▼

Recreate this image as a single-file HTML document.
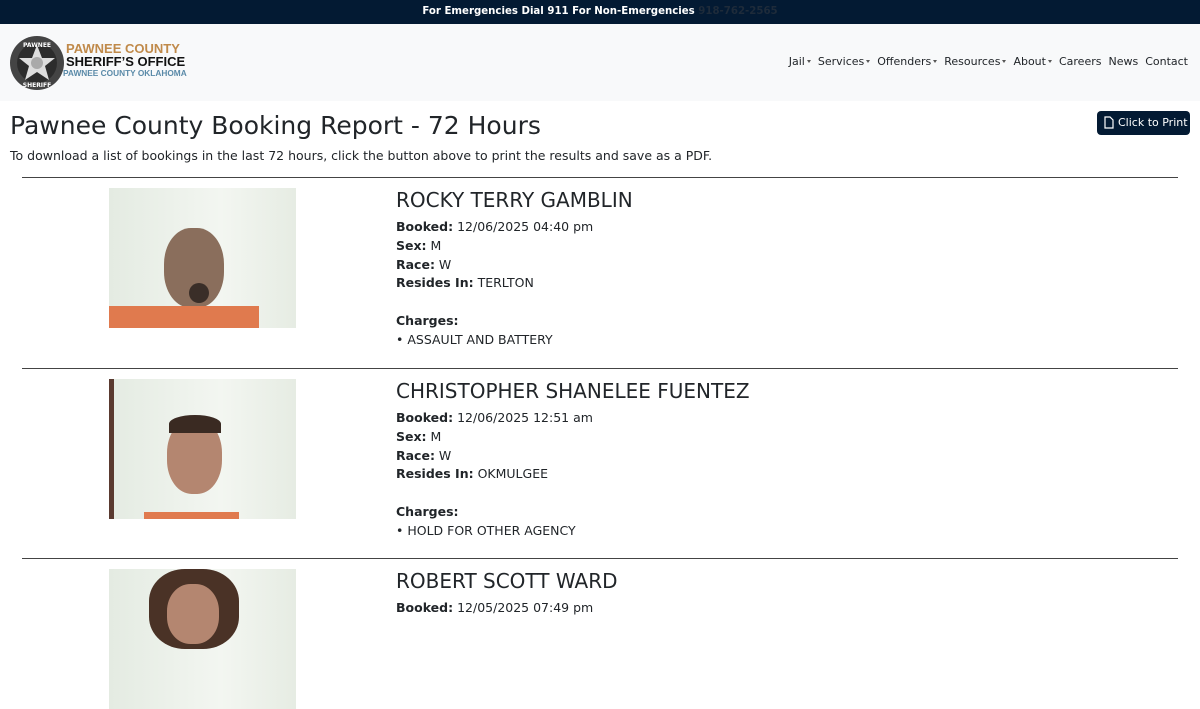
<!DOCTYPE html>
<html><head><meta charset="utf-8"><style>
*{box-sizing:border-box;margin:0;padding:0}
body{width:1200px;height:620px;overflow:hidden;font-family:"DejaVu Sans","Liberation Sans",sans-serif;color:#212529;background:#fff}
.top{height:24px;background:#031a33;color:#fff;font-size:10.2px;font-weight:bold;text-align:center;line-height:24px}
.top span{color:#1e2b3a}
.nav{height:77px;background:#f8f9fa;position:relative}
.logo{position:absolute;left:9px;top:11px}
.lt{position:absolute;left:66px;top:18px;font-family:"Liberation Sans",sans-serif;font-weight:bold;line-height:13px}
.menu{position:absolute;right:12px;top:31px;font-size:11px;color:#212529}
.menu span{margin-left:7px}
.c{display:inline-block;border-top:3px solid #555;border-left:2.5px solid transparent;border-right:2.5px solid transparent;vertical-align:middle;margin-left:2px;margin-bottom:2px}
h1{position:absolute;left:10px;top:111px;font-weight:normal;font-size:25px}
.sub{position:absolute;left:10px;top:148px;font-size:12.5px}
.btn{position:absolute;left:1097px;top:111px;width:93px;height:24px;background:#031a33;color:#fff;border-radius:4px;font-size:11px;line-height:24px;padding-left:21px}
.rec{position:absolute;left:22px;width:1156px;border-top:1px solid #444}
.ph{position:absolute;left:87px;width:187px;height:140px;background:linear-gradient(90deg,#e4ebe2,#f3f6f1 60%,#e6ece3);overflow:hidden}
.info{position:absolute;left:374px;font-size:12.5px;line-height:18.8px}
.info .n{font-size:20px;line-height:24px;margin-bottom:6px}
</style></head><body>
<div class="top">For Emergencies Dial 911 For Non-Emergencies <span>918-762-2565</span></div>
<div class="nav">
<svg class="logo" width="56" height="56" viewBox="0 0 56 56"><circle cx="28" cy="28" r="27" fill="#444"/><circle cx="28" cy="28" r="20" fill="#2c2c2c"/><polygon points="28,10 33,23 46,23 36,31 40,45 28,37 16,45 20,31 10,23 23,23" fill="#ddd"/><circle cx="28" cy="28" r="6" fill="#aaa"/><text x="28" y="12" font-size="6" fill="#fff" text-anchor="middle" font-weight="bold">PAWNEE</text><text x="28" y="52" font-size="6" fill="#fff" text-anchor="middle" font-weight="bold">SHERIFF</text></svg>
<div class="lt"><div style="color:#c08a4a;font-size:13px">PAWNEE COUNTY</div><div style="color:#111;font-size:13px">SHERIFF’S OFFICE</div><div style="color:#5a8aa8;font-size:8.3px;margin-left:-3px;line-height:10px">PAWNEE COUNTY OKLAHOMA</div></div>
<div class="menu"><span>Jail<i class="c"></i></span><span>Services<i class="c"></i></span><span>Offenders<i class="c"></i></span><span>Resources<i class="c"></i></span><span>About<i class="c"></i></span><span>Careers</span><span>News</span><span>Contact</span></div>
</div>
<h1>Pawnee County Booking Report - 72 Hours</h1>
<div class="sub">To download a list of bookings in the last 72 hours, click the button above to print the results and save as a PDF.</div>
<div class="btn"><svg style="position:absolute;left:7px;top:5px" width="10" height="13" viewBox="0 0 10 13"><path d="M1 1h5l3 3v8H1z" fill="none" stroke="#fff" stroke-width="1.2"/></svg>Click to Print</div>

<div class="rec" style="top:177px">
<div class="ph" style="top:10px"><div style="position:absolute;left:55px;top:40px;width:60px;height:80px;border-radius:45%;background:#8a6e5c"></div><div style="position:absolute;left:0;top:118px;width:150px;height:30px;background:#e07a4e"></div><div style="position:absolute;left:80px;top:95px;width:20px;height:20px;background:#3a2e28;border-radius:50%"></div></div>
<div class="info" style="top:10px"><div class="n">ROCKY TERRY GAMBLIN</div><b>Booked:</b> 12/06/2025 04:40 pm<br><b>Sex:</b> M<br><b>Race:</b> W<br><b>Resides In:</b> TERLTON<br><br><b>Charges:</b><br>• ASSAULT AND BATTERY</div>
</div>
<div class="rec" style="top:368px">
<div class="ph" style="top:10px"><div style="position:absolute;left:0;top:0;width:5px;height:140px;background:#5a3a30"></div><div style="position:absolute;left:58px;top:40px;width:55px;height:75px;border-radius:45%;background:#b48670"></div><div style="position:absolute;left:60px;top:36px;width:52px;height:18px;border-radius:50% 50% 0 0;background:#3a2a22"></div><div style="position:absolute;left:35px;top:133px;width:95px;height:10px;background:#e07a4e"></div></div>
<div class="info" style="top:10px"><div class="n">CHRISTOPHER SHANELEE FUENTEZ</div><b>Booked:</b> 12/06/2025 12:51 am<br><b>Sex:</b> M<br><b>Race:</b> W<br><b>Resides In:</b> OKMULGEE<br><br><b>Charges:</b><br>• HOLD FOR OTHER AGENCY</div>
</div>
<div class="rec" style="top:558px">
<div class="ph" style="top:10px"><div style="position:absolute;left:40px;top:0;width:90px;height:80px;border-radius:40%;background:#4a3226"></div><div style="position:absolute;left:58px;top:15px;width:52px;height:60px;border-radius:45%;background:#b48670"></div></div>
<div class="info" style="top:10px"><div class="n">ROBERT SCOTT WARD</div><b>Booked:</b> 12/05/2025 07:49 pm</div>
</div>
</body></html>
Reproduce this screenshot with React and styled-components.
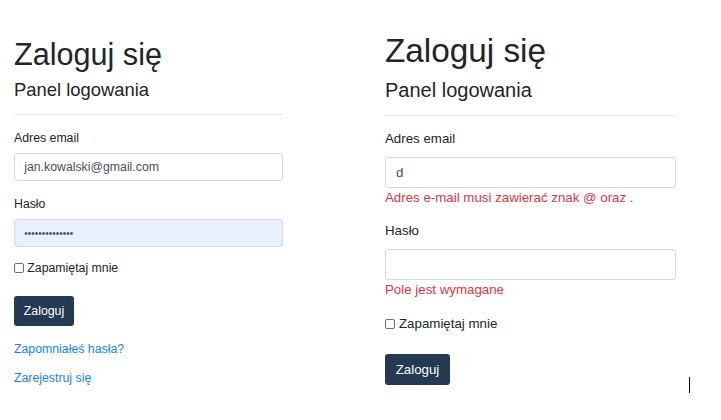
import styled, { createGlobalStyle, ThemeProvider } from "styled-components"

const GlobalStyle = createGlobalStyle`
  html, body {
    margin: 0;
    padding: 0;
    background: #fff;
  }
  body {
    font-family: "Liberation Sans", Arial, sans-serif;
    color: #212529;
  }
  * { box-sizing: border-box; }
`

// each screenshot is the same bootstrap form at a different zoom,
// so the sizes and gaps live in a theme per panel
const small = {
  top: 36.4, width: 269,
  h1: 30.6, h1L: 36,
  h4: 18.4, h4L: 22, h4Gap: 6.2,
  hrGap: 13.4,
  body: 12.3, line: 18,
  groupGap: 14, labelGap: 5.5,
  inputH: 28.5, inputPad: 9.2,
  check: 10, checkText: 3.3, checkGap: 11.6,
  btnGap: 19.3, btnH: 29.3, btnPad: 9.8,
  linkGap: [14, 11.4],
}

const large = {
  top: 31.2, width: 291,
  h1: 33.3, h1L: 40,
  h4: 20, h4L: 24, h4Gap: 6.6,
  hrGap: 13.2,
  body: 13.3, line: 20,
  groupGap: 13, labelGap: 7.9,
  inputH: 30.5, inputPad: 10,
  check: 10, checkText: 4, checkGap: 13.3,
  btnGap: 20.3, btnH: 31, btnPad: 10.7,
  linkGap: [14, 12],
}

const Page = styled.div`
  position: relative;
  display: flex;
  align-items: flex-start;
  gap: 102px;
  padding-left: 14px;
  width: 721px;
  height: 420px;
  overflow: hidden;
`
const Panel = styled.form`
  display: flex;
  flex-direction: column;
  align-items: flex-start;
  width: ${p => p.theme.width}px;
  padding-top: ${p => p.theme.top}px;
`
const Title = styled.h1`
  margin: 0;
  font-weight: 400;
  font-size: ${p => p.theme.h1}px;
  line-height: ${p => p.theme.h1L}px;
  color: #212529;
`
const Subtitle = styled.h4`
  margin: ${p => p.theme.h4Gap}px 0 0;
  font-weight: 400;
  font-size: ${p => p.theme.h4}px;
  line-height: ${p => p.theme.h4L}px;
  color: #212529;
`
const Divider = styled.hr`
  align-self: stretch;
  margin: ${p => p.theme.hrGap}px 0 0;
  border: 0;
  border-top: 1px solid #e6e6e6;
  height: 0;
`
const Group = styled.div`
  display: flex;
  flex-direction: column;
  align-self: stretch;
  margin-top: ${p => p.theme.groupGap + (p.$first ? 0.5 : 0)}px;
`
const Label = styled.label`
  font-size: ${p => p.theme.body}px;
  line-height: ${p => p.theme.line}px;
  color: #212529;
`
const Input = styled.input`
  margin-top: ${p => p.theme.labelGap}px;
  width: 100%;
  height: ${p => p.theme.inputH}px;
  padding: 0 ${p => p.theme.inputPad}px;
  border: 1px solid #d4d9df;
  border-radius: 3px;
  background: ${p => (p.$autofill ? "#e8f0fe" : "#fff")};
  color: #495057;
  font-family: "Liberation Sans", Arial, sans-serif;
  font-size: ${p => (p.type === "password" ? 10 : p.theme.body)}px;
  outline: none;
`
const Feedback = styled.div`
  margin-top: 0.5px;
  font-size: ${p => p.theme.body}px;
  line-height: ${p => p.theme.line}px;
  color: #dc3545;
`
const CheckRow = styled.label`
  display: flex;
  align-items: center;
  gap: ${p => p.theme.checkText}px;
  margin-top: ${p => p.theme.checkGap}px;
  font-size: ${p => p.theme.body}px;
  line-height: ${p => p.theme.line}px;
  color: #212529;
`
const Check = styled.input`
  appearance: none;
  margin: 0;
  width: ${p => p.theme.check}px;
  height: ${p => p.theme.check}px;
  border: 1px solid #6f6f6f;
  border-radius: 2px;
  background: #fff;
`
const Button = styled.button`
  margin-top: ${p => p.theme.btnGap}px;
  height: ${p => p.theme.btnH}px;
  padding: 0 ${p => p.theme.btnPad}px;
  border: none;
  border-radius: 3px;
  background: #233a52;
  color: #fff;
  font-family: "Liberation Sans", Arial, sans-serif;
  font-size: ${p => p.theme.body}px;
`
const LinkItem = styled.a`
  margin-top: ${p => p.theme.linkGap[p.$n]}px;
  font-size: ${p => p.theme.body}px;
  line-height: ${p => p.theme.line}px;
  color: #1a80f7;
  text-decoration: none;
`
const Cursor = styled.div`
  position: absolute;
  left: 689px;
  top: 377px;
  width: 1px;
  height: 16px;
  background: #000;
`

const LoginForm = ({ email, password, emailError, passwordError, links }) => (
  <Panel onSubmit={e => e.preventDefault()}>
    <Title>Zaloguj się</Title>
    <Subtitle>Panel logowania</Subtitle>
    <Divider />
    <Group $first>
      <Label>Adres email</Label>
      <Input type="text" value={email} readOnly />
      {emailError && <Feedback>{emailError}</Feedback>}
    </Group>
    <Group>
      <Label>Hasło</Label>
      <Input type="password" value={password} readOnly $autofill={password.length > 0} />
      {passwordError && <Feedback>{passwordError}</Feedback>}
    </Group>
    <CheckRow>
      <Check type="checkbox" />
      Zapamiętaj mnie
    </CheckRow>
    <Button type="submit">Zaloguj</Button>
    {links && (
      <>
        <LinkItem href="#" $n={0}>Zapomniałeś hasła?</LinkItem>
        <LinkItem href="#" $n={1}>Zarejestruj się</LinkItem>
      </>
    )}
  </Panel>
)

const App = () => {
  return (
    <Page>
      <GlobalStyle />
      <ThemeProvider theme={small}>
        <LoginForm email="jan.kowalski@gmail.com" password="haslo123456789" links />
      </ThemeProvider>
      <ThemeProvider theme={large}>
        <LoginForm
          email="d"
          password=""
          emailError="Adres e-mail musi zawierać znak @ oraz ."
          passwordError="Pole jest wymagane"
        />
      </ThemeProvider>
      <Cursor />
    </Page>
  )
}

export default App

▲

Request
Say how many lines include the word "screenshot"; reply with the number alone.

Result for this task
2